The Precedent Risk: What Follows If This Vessel Is Approved

The petitioner raised a concern that extends beyond the immediate application. If the replacement argument is accepted and this vessel is permitted to operate, other casino operators holding licences for smaller vessels would have a comparable basis to bring in larger ships under the same logic. The petitioner argued this would set a precedent that effectively removes scale as a regulated variable - allowing operators to expand capacity incrementally and without limit, each time framing the move as a replacement rather than a new licence application.

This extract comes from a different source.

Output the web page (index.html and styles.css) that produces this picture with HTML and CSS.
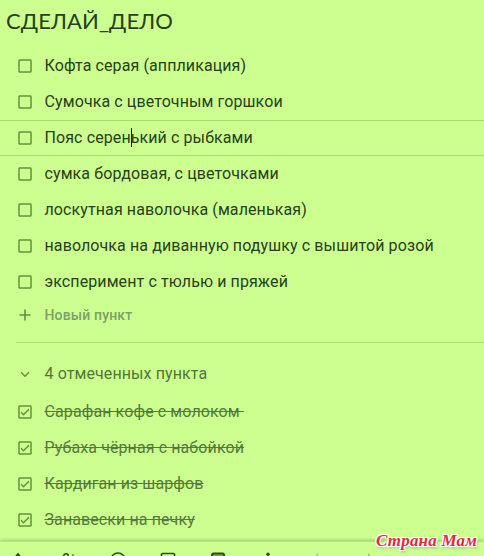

Goa's floating casino industry has long been a subject of public debate, with concerns spanning environmental impact, navigational safety, and the social consequences of concentrated gambling activity in an urban waterway. The state government has supported the casino sector as a source of tourism revenue and employment, but the regulatory architecture governing it has not been comprehensively reformed to address vessels of the scale now being proposed. The Goa High Court's eventual ruling on whether the licensing framework permits this kind of vessel substitution will have consequences not just for this single permission, but for how the state manages the Mandovi as a shared public resource going forward.

What the Court Must Resolve

At its core, the case asks the court to determine whether a regulatory permission granted for a specific vessel of specific capacity can be administratively extended to a vessel of an entirely different character. The answer will require interpreting the interplay between the Inland Vessels Act, the conditions attached to casino licences, and the Captain of Ports' authority to grant mooring permission. The petitioner's argument is that each of these functions as a sequential gate - not one that can be bypassed by describing a new vessel as a replacement for an old one.

The High Court has not yet issued its ruling. The matter continues before the bench, with the Goa government yet to present its full response to the petitioner's contentions.